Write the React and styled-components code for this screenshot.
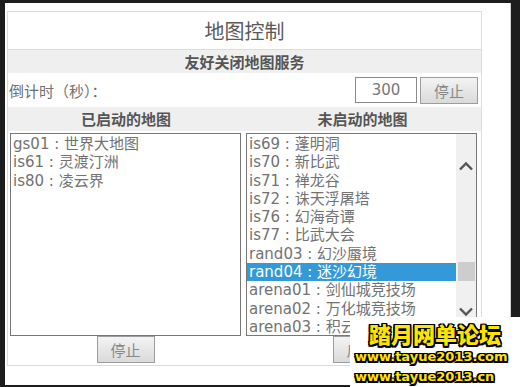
import React from "react";
import styled, { createGlobalStyle } from "styled-components";

const activeMaps = [
  { id: "gs01", name: "世界大地图" },
  { id: "is61", name: "灵渡汀洲" },
  { id: "is80", name: "凌云界" },
];

const idleMaps = [
  { id: "is69", name: "蓬明洞" },
  { id: "is70", name: "新比武" },
  { id: "is71", name: "禅龙谷" },
  { id: "is72", name: "诛天浮屠塔" },
  { id: "is76", name: "幻海奇谭" },
  { id: "is77", name: "比武大会" },
  { id: "rand03", name: "幻沙蜃境" },
  { id: "rand04", name: "迷沙幻境", selected: true },
  { id: "arena01", name: "剑仙城竞技场" },
  { id: "arena02", name: "万化城竞技场" },
  { id: "arena03", name: "积云城竞技场" },
];

const Chevron = ({ up }) => (
  <svg width="16" height="10" viewBox="0 0 16 10">
    <polyline
      points={up ? "2,8.5 8,2.5 14,8.5" : "2,1.5 8,7.5 14,1.5"}
      fill="none"
      stroke="#555"
      strokeWidth="2.4"
    />
  </svg>
);

const App = () => {
  return (
    <>
      <GlobalStyle />
      <Page>
        <Board>
          <TitleRow>地图控制</TitleRow>
          <BandRow>友好关闭地图服务</BandRow>
          <CountRow>
            <CountLabel>倒计时（秒）：</CountLabel>
            <CountInput defaultValue="300" />
            <GrayButton>停止</GrayButton>
          </CountRow>
          <ColumnHeads>
            <div>已启动的地图</div>
            <div>未启动的地图</div>
          </ColumnHeads>
          <Columns>
            <Column>
              <ListBox>
                <Options>
                  {activeMaps.map((m) => (
                    <Option key={m.id}>
                      {m.id} : {m.name}
                    </Option>
                  ))}
                </Options>
              </ListBox>
              <GrayButton>停止</GrayButton>
            </Column>
            <Column>
              <ListBox>
                <Options>
                  {idleMaps.map((m) => (
                    <Option key={m.id} $selected={m.selected}>
                      {m.id} : {m.name}
                    </Option>
                  ))}
                </Options>
                <ScrollBar>
                  <ArrowUp>
                    <Chevron up />
                  </ArrowUp>
                  <Thumb />
                  <ArrowDown>
                    <Chevron />
                  </ArrowDown>
                </ScrollBar>
              </ListBox>
              <GrayButton>启动</GrayButton>
            </Column>
          </Columns>
        </Board>
      </Page>
      <Watermark>
        <MarkTitle>踏月网单论坛</MarkTitle>
        <MarkUrl>www.tayue2013.com</MarkUrl>
        <MarkUrl>www.tayue2013.cn</MarkUrl>
      </Watermark>
    </>
  );
};

const GlobalStyle = createGlobalStyle`
  body {
    margin: 0;
    background: #1d1d1d;
    font-family: "DejaVu Sans", "Noto Sans CJK SC", sans-serif;
  }
`;

const Page = styled.div`
  margin: 3px 0 0 5px;
  width: 506px;
  height: 382px;
  box-sizing: border-box;
  padding: 8px 0 0 2px;
  background: #fff;
  border-right: 1px solid #cfcfcf;
`;

const Board = styled.div`
  width: 475px;
  border: 1px solid #dcdcdc;
  box-sizing: border-box;
  color: #555;
`;

const TitleRow = styled.div`
  height: 37px;
  line-height: 37px;
  border-bottom: 1px solid #dcdcdc;
  text-align: center;
  font-size: 20px;
  font-family: "Noto Sans CJK SC", sans-serif;
  color: #5a5a5a;
`;

const BandRow = styled.div`
  height: 23px;
  line-height: 23px;
  background: #efefef;
  text-align: center;
  font-size: 15px;
  font-weight: bold;
  font-family: "Noto Sans CJK SC", sans-serif;
  color: #555;
`;

const CountRow = styled.div`
  height: 34px;
  display: flex;
  align-items: center;
  gap: 3px;
  padding: 0 3px 0 1px;
`;

const CountLabel = styled.span`
  font-size: 15px;
  color: #707070;
  font-family: "Noto Sans CJK SC", sans-serif;
  margin-right: auto;
`;

const CountInput = styled.input`
  width: 62px;
  height: 26px;
  box-sizing: border-box;
  border: 1px solid #8a8a8a;
  text-align: center;
  font-size: 15px;
  font-family: "DejaVu Sans", sans-serif;
  color: #777;
  padding: 0;
  outline: none;
`;

const GrayButton = styled.button`
  width: 58px;
  height: 27px;
  box-sizing: border-box;
  border: 1px solid #9d9d9d;
  background: linear-gradient(#f3f3f3, #dadada);
  color: #888;
  font-size: 15px;
  font-family: "Noto Sans CJK SC", sans-serif;
  padding: 0;
  cursor: pointer;
`;

const ColumnHeads = styled.div`
  display: grid;
  grid-template-columns: 236px 1fr;
  height: 24px;
  line-height: 24px;
  background: #efefef;
  text-align: center;
  font-size: 15px;
  font-weight: bold;
  font-family: "Noto Sans CJK SC", sans-serif;
  color: #555;
`;

const Columns = styled.div`
  display: grid;
  grid-template-columns: 236px 1fr;
`;

const Column = styled.div`
  width: 231px;
  margin-left: 2px;
  padding: 2px 0 2px;
  display: flex;
  flex-direction: column;
  align-items: center;
`;

const ListBox = styled.div`
  width: 231px;
  height: 203px;
  box-sizing: border-box;
  border: 1px solid #777;
  background: #fff;
  display: flex;
  overflow: hidden;
`;

const Options = styled.div`
  flex: 1;
  min-width: 0;
  padding-top: 1px;
`;

const Option = styled.div`
  height: 18.3px;
  line-height: 18.3px;
  padding-left: 2px;
  font-size: 15px;
  white-space: nowrap;
  overflow: hidden;
  color: ${(p) => (p.$selected ? "#fff" : "#727272")};
  background: ${(p) => (p.$selected ? "#3399d9" : "transparent")};
`;

const ScrollBar = styled.div`
  width: 20px;
  background: #f0f0f0;
  display: flex;
  flex-direction: column;
  align-items: center;
`;

const ArrowUp = styled.div`
  margin-top: 22px;
  height: 10px;
`;

const Thumb = styled.div`
  margin-top: 96px;
  width: 17px;
  height: 19px;
  background: #cdcdcd;
`;

const ArrowDown = styled.div`
  margin-top: 21px;
  height: 10px;
`;

const Watermark = styled.div`
  position: fixed;
  right: 0;
  bottom: 0;
  width: 170px;
  height: 70px;
  background: #fff;
  padding-top: 3px;
  box-sizing: border-box;
`;

const outline =
  "-1.5px -1.5px 0 #000, 1.5px -1.5px 0 #000, -1.5px 1.5px 0 #000, 1.5px 1.5px 0 #000, 0 1.5px 0 #000, 0 -1.5px 0 #000, 1.5px 0 0 #000, -1.5px 0 0 #000";

const MarkTitle = styled.div`
  text-align: center;
  font-family: "Noto Sans CJK SC", sans-serif;
  font-weight: 900;
  font-size: 22px;
  line-height: 27px;
  color: #ffe400;
  text-shadow: ${outline};
`;

const MarkUrl = styled.div`
  padding-left: 5px;
  font-family: "DejaVu Sans", sans-serif;
  font-weight: bold;
  font-size: 13px;
  line-height: 20px;
  color: #ffe400;
  text-shadow: ${outline};
`;

export default App;
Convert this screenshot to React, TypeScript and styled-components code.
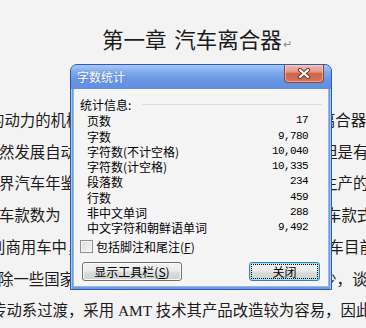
import React from "react";
import styled, { createGlobalStyle } from "styled-components";

const GlobalStyle = createGlobalStyle`
  html, body {
    margin: 0;
    padding: 0;
  }
  body {
    background: #f3f3f3;
    font-family: "Noto Sans CJK SC", sans-serif;
  }
`;

const stats = [
  { label: "页数", value: "17" },
  { label: "字数", value: "9,780" },
  { label: "字符数(不计空格)", value: "10,040" },
  { label: "字符数(计空格)", value: "10,335" },
  { label: "段落数", value: "234" },
  { label: "行数", value: "459" },
  { label: "非中文单词", value: "288" },
  { label: "中文字符和朝鲜语单词", value: "9,492" },
];

const lines = [
  { indent: -11, text: "的动力的机械，在其传动系统中都必须装有一个  离合器" },
  { indent: -1, text: "然发展自动变速器的技术已经相当成熟和完善，但是有" },
  { indent: -1, text: "界汽车年鉴》的统计，世界各大汽车公司目前所生产的" },
  { indent: -1, text: "车款数为　2158 种，其中装有各类自动变速器的车款式" },
  { indent: -10, text: "别商用车中，自动变速器的装车率更高。而我国汽车目前" },
  { indent: -2, text: "除一些国家装备率较高外，我国轿车上的应用很少，谈到" },
  { indent: -9, text: "传动系过渡，采用 AMT 技术其产品改造较为容易，因此" },
];

export default function App() {
  return (
    <Page>
      <GlobalStyle />
      <Doc>
        <Heading>
          第一章 汽车离合器<Mark>↵</Mark>
        </Heading>
        {lines.map((l, i) => (
          <Line key={i} $indent={l.indent}>
            {l.text}
          </Line>
        ))}
      </Doc>

      <Window>
        <TitleBar>
          <Title>字数统计</Title>
          <CloseButton aria-label="关闭">
            <svg width="14" height="11" viewBox="0 0 14 11">
              <path d="M3 2 L11 9 M11 2 L3 9" stroke="#6b3327" strokeWidth="4.2" strokeLinecap="round" />
              <path d="M3 2 L11 9 M11 2 L3 9" stroke="#fff" strokeWidth="2.2" strokeLinecap="round" />
            </svg>
          </CloseButton>
        </TitleBar>
        <Body>
          <GroupHeader>
            <span>统计信息:</span>
            <Rule />
          </GroupHeader>
          <StatList>
            {stats.map((s) => (
              <React.Fragment key={s.label}>
                <StatLabel>{s.label}</StatLabel>
                <StatValue>{s.value}</StatValue>
              </React.Fragment>
            ))}
          </StatList>
          <CheckRow>
            <CheckBox />
            <span>
              包括脚注和尾注(<u>F</u>)
            </span>
          </CheckRow>
          <ButtonRow>
            <Button $width={100}>
              显示工具栏(<u>S</u>)
            </Button>
            <Button $width={71} $default>
              <FocusRing>关闭</FocusRing>
            </Button>
          </ButtonRow>
        </Body>
      </Window>
    </Page>
  );
}

const Page = styled.div`
  position: relative;
  width: 366px;
  height: 328px;
  overflow: hidden;
  background: #f3f3f3;
`;

const Doc = styled.div`
  padding-top: 23px;
  font-family: "Liberation Serif", "Noto Sans CJK SC", serif;
  color: #1b1b1b;
`;

const Heading = styled.h1`
  margin: 0 0 46px 102px;
  font-family: "Noto Sans CJK SC", sans-serif;
  font-size: 21.5px;
  font-weight: 400;
  line-height: 32px;
  word-spacing: 3px;
  white-space: nowrap;
`;

const Mark = styled.span`
  font-size: 11px;
  color: #8a8a8a;
  margin-left: 1px;
`;

const Line = styled.p<{ $indent: number }>`
  margin: 0 0 0 ${(p) => p.$indent}px;
  font-size: 15.4px;
  line-height: 31.7px;
  white-space: pre;
`;

const Window = styled.div`
  position: absolute;
  left: 70px;
  top: 64px;
  width: 262px;
  height: 226px;
  box-sizing: border-box;
  display: flex;
  flex-direction: column;
  border: 1px solid #2c58b0;
  border-radius: 7px 7px 0 0;
  background: #6b9be4;
  padding: 0 2px 2px;
  font-family: "Noto Sans CJK SC", sans-serif;
  font-size: 12px;
  color: #000;
  box-shadow: inset 1px 0 0 #a9c6f0, inset -1px 0 0 #a9c6f0;
`;

const TitleBar = styled.div`
  height: 24px;
  margin: 0 -2px;
  padding: 0 7px 0 6px;
  display: flex;
  align-items: flex-start;
  justify-content: space-between;
  border-radius: 6px 6px 0 0;
  background: linear-gradient(#a8c8f3 0%, #7eaaec 30%, #6897e3 60%, #5f8fe0 100%);
`;

const Title = styled.span`
  color: #fff;
  font-size: 12px;
  line-height: 23px;
  text-shadow: 0 0 2px rgba(30, 60, 130, 0.35);
`;

const CloseButton = styled.button`
  width: 40px;
  height: 18px;
  padding: 0;
  margin: 0;
  display: flex;
  align-items: center;
  justify-content: center;
  border: 1px solid #8f4434;
  border-top: none;
  border-radius: 0 0 4px 4px;
  background: linear-gradient(#efbcae 0%, #e39a86 40%, #cf6249 52%, #d57459 100%);
  box-shadow: inset 0 0 0 1px rgba(255, 220, 210, 0.5);
`;

const Body = styled.div`
  flex: 1;
  display: flex;
  flex-direction: column;
  padding: 7.5px 6px 0;
  background: #f5f5f5;
  border: 1px solid #9cb6e2;
  border-top: none;
`;

const GroupHeader = styled.div`
  display: flex;
  align-items: center;
  height: 15.3px;
  margin-bottom: 1.5px;
  line-height: 15.3px;
`;

const Rule = styled.div`
  flex: 1;
  height: 1px;
  margin-left: 11px;
  background: #d5dde4;
`;

const StatList = styled.div`
  display: grid;
  grid-template-columns: 1fr auto;
  padding: 0 14px 0 7px;
  line-height: 15.3px;
`;

const StatLabel = styled.span`
  white-space: nowrap;
`;

const StatValue = styled.span`
  font-family: "Liberation Mono", monospace;
  font-size: 11px;
  letter-spacing: -0.6px;
  text-align: right;
`;

const CheckRow = styled.label`
  display: flex;
  align-items: center;
  gap: 3px;
  height: 15px;
  margin-top: 3.7px;
  line-height: 15px;
`;

const CheckBox = styled.span`
  width: 13px;
  height: 13px;
  box-sizing: border-box;
  border: 1px solid #8e8f8f;
  background: linear-gradient(135deg, #dcdcdc, #f6f6f6);
  box-shadow: inset 0 0 0 1px #f4f4f4;
`;

const ButtonRow = styled.div`
  display: flex;
  justify-content: space-between;
  margin-top: 7.5px;
  padding: 0 2px;
`;

const Button = styled.button<{ $width: number; $default?: boolean }>`
  width: ${(p) => p.$width}px;
  height: 19px;
  padding: 0;
  display: flex;
  align-items: center;
  justify-content: center;
  font-family: "Noto Sans CJK SC", sans-serif;
  font-size: 12px;
  color: #000;
  border: 1px solid ${(p) => (p.$default ? "#3c7fb1" : "#707070")};
  border-radius: 3px;
  background: linear-gradient(#f2f2f2 0%, #ebebeb 48%, #dddddd 52%, #cfcfcf 100%);
  box-shadow: inset 0 0 0 1px ${(p) => (p.$default ? "#9fe0fb" : "#fbfbfb")};
`;

const FocusRing = styled.span`
  align-self: stretch;
  flex: 1;
  margin: 2px;
  display: flex;
  align-items: center;
  justify-content: center;
  outline: 1px dotted #000;
`;
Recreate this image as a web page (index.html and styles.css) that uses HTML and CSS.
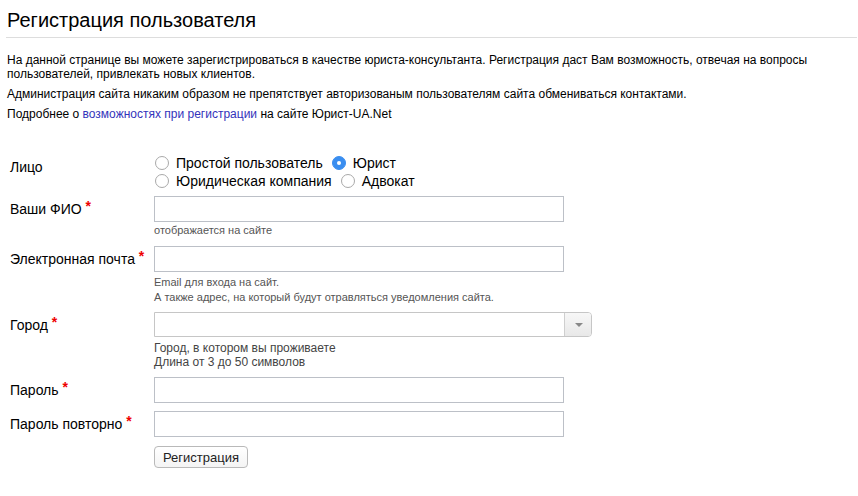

YOUR TASK → From the data above, pick out each line containing "code" and copy it.

RESULT OF THE EXERCISE →
Write the React and styled-components code for this screenshot.
Convert this screenshot to React, TypeScript and styled-components code.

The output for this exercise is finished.